## start DATASET SECTION
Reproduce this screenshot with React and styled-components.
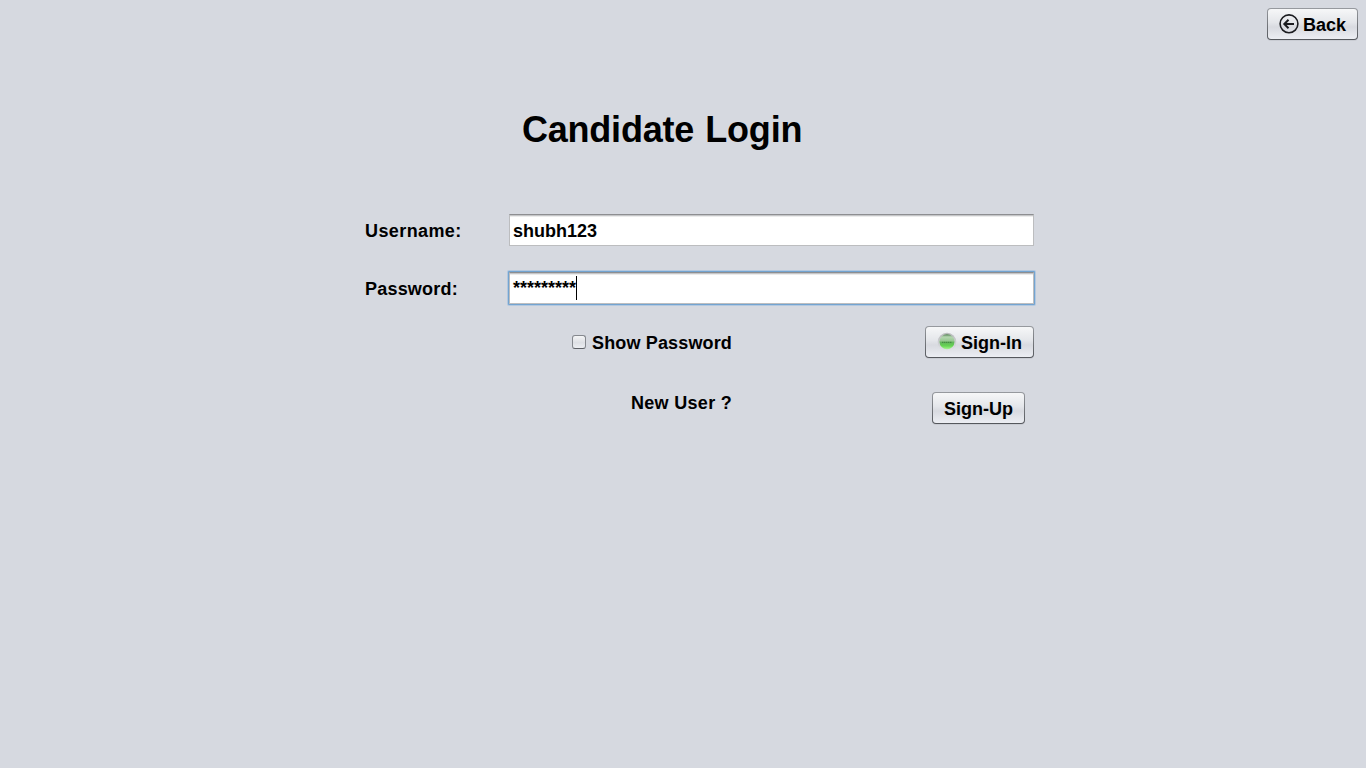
import React from "react";
import styled, { createGlobalStyle } from "styled-components";

const GlobalStyle = createGlobalStyle`
  *, *::before, *::after { box-sizing: border-box; }
  body { margin: 0; background: #d6d9e0; }
`;

const Page = styled.main`
  height: 768px;
  overflow: hidden;
  background: #d6d9e0;
  color: #000;
  font: bold 18px/20px "Liberation Sans", Arial, sans-serif;
`;

const TopBar = styled.header`
  display: flex;
  justify-content: flex-end;
  padding: 8px 8px 0;
`;

const Title = styled.h1`
  margin: 69px 0 0 522px;
  font-size: 36px;
  line-height: 42px;
  letter-spacing: -0.22px;
  word-spacing: 1.5px;
  white-space: nowrap;
`;

const Form = styled.form`
  width: 670px;
  margin: 62px 0 0 365px;
`;

const FieldRow = styled.div`
  display: flex;
  align-items: center;
  height: 34px;
  margin-bottom: 24px;
`;

const Label = styled.label`
  flex: none;
  width: 143px;
  padding-top: 2px;
  letter-spacing: ${(p) => p.$tracking}px;
`;

const Field = styled.div`
  display: flex;
  align-items: center;
  width: 527px;
  height: 34px;
  padding: 1px;
  border-radius: 1px;
  background: ${(p) => (p.$focused ? "#73a4d1" : "transparent")};
  box-shadow: ${(p) => (p.$focused ? "0 0 0 1px #b3c8df" : "none")};
`;

const FieldInner = styled.div`
  display: flex;
  align-items: center;
  flex: 1;
  height: 32px;
  padding-left: 3px;
  border: 1px solid #bcbdbf;
  border-top-color: #8d8e91;
  background: linear-gradient(#c5c6c8 0 1px, #ececec 1px 2px, #fff 2px);
`;

const Value = styled.span`
  padding-top: 2px;
`;

const Mask = styled.span`
  padding-top: 0;
`;

const Caret = styled.span`
  width: 1px;
  height: 24px;
  background: #000;
`;

const Actions = styled.div`
  margin-top: -3px;
`;

const ActionRow = styled.div`
  display: flex;
  align-items: flex-start;
  justify-content: space-between;
  height: ${(p) => p.$height}px;
  padding: 0 ${(p) => p.$right}px 0 ${(p) => p.$left}px;
`;

const CheckLabel = styled.label`
  display: flex;
  align-items: center;
  gap: 6px;
  height: 32px;
  letter-spacing: 0.15px;
`;

const CheckText = styled.span`
  padding-top: 2px;
`;

const CheckBox = styled.span`
  width: 14px;
  height: 14px;
  border: 1px solid #85888e;
  border-bottom-color: #5d6066;
  border-radius: 3px;
  background: linear-gradient(#f4f5f6, #dddfe4 55%, #eceef2);
`;

const Prompt = styled.span`
  padding-top: 1px;
  letter-spacing: 0.3px;
`;

const Button = styled.button`
  display: flex;
  align-items: center;
  justify-content: center;
  gap: 4px;
  width: ${(p) => p.$width}px;
  height: 32px;
  padding: 1px 0 0;
  border: 1px solid transparent;
  border-radius: 4px;
  background:
    linear-gradient(#f6f7f8, #e4e6ea 45%, #d8dae0 60%, #eceef3) padding-box,
    linear-gradient(#979a9f, #54575c) border-box;
  box-shadow: 0 1px 0 #c9ccd3;
  color: inherit;
  font: inherit;
  white-space: nowrap;

  svg { display: block; flex: none; margin-top: -2px; }
`;

function BackIcon() {
  return (
    <svg width="20" height="20" viewBox="0 0 20 20" fill="none" stroke="#1b1c20">
      <circle cx="10" cy="9.8" r="8.9" strokeWidth="1.6" />
      <path d="M5.5 10H15M9.5 5.8 5.3 10 9.5 14.2" strokeWidth="2" />
    </svg>
  );
}

function LoginIcon() {
  return (
    <svg width="20" height="20" viewBox="0 0 20 20">
      <defs>
        <linearGradient id="rim" x2="0" y2="1">
          <stop stopColor="#a5a7a8" />
          <stop offset="1" stopColor="#e4e6e9" />
        </linearGradient>
        <linearGradient id="orb" x2="0" y2="1">
          <stop stopColor="#4c7c4b" />
          <stop offset=".18" stopColor="#b4d6b0" />
          <stop offset=".44" stopColor="#98c892" />
          <stop offset=".55" stopColor="#62b65a" />
          <stop offset=".78" stopColor="#65d552" />
          <stop offset="1" stopColor="#a7f491" />
        </linearGradient>
      </defs>
      <circle cx="10" cy="10" r="9.3" fill="url(#rim)" opacity=".75" />
      <circle cx="10" cy="9.7" r="7.5" fill="url(#orb)" />
      <path d="M5 10.3H15" stroke="#28612a" strokeWidth="1.2" strokeDasharray="1.4 .6" opacity=".5" />
    </svg>
  );
}

export default function App() {
  return (
    <Page>
      <GlobalStyle />
      <TopBar>
        <Button type="button" $width={91}><BackIcon />Back</Button>
      </TopBar>
      <Title>Candidate Login</Title>
      <Form>
        <FieldRow>
          <Label $tracking={0.4}>Username:</Label>
          <Field><FieldInner><Value>shubh123</Value></FieldInner></Field>
        </FieldRow>
        <FieldRow>
          <Label $tracking={0.2}>Password:</Label>
          <Field $focused><FieldInner><Mask>*********</Mask><Caret /></FieldInner></Field>
        </FieldRow>
        <Actions>
          <ActionRow $height={66} $left={207} $right={1}>
            <CheckLabel><CheckBox /><CheckText>Show Password</CheckText></CheckLabel>
            <Button type="button" $width={109}><LoginIcon />Sign-In</Button>
          </ActionRow>
          <ActionRow $height={32} $left={266} $right={10}>
            <Prompt>New User ?</Prompt>
            <Button type="button" $width={93}>Sign-Up</Button>
          </ActionRow>
        </Actions>
      </Form>
    </Page>
  );
}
## end DATASET SECTION
◆ TASK PROMPT: Extract every line containing the string "React" from the data above.

◆ EXERCISE SOLUTION:
Reproduce this screenshot with React and styled-components.
import React from "react";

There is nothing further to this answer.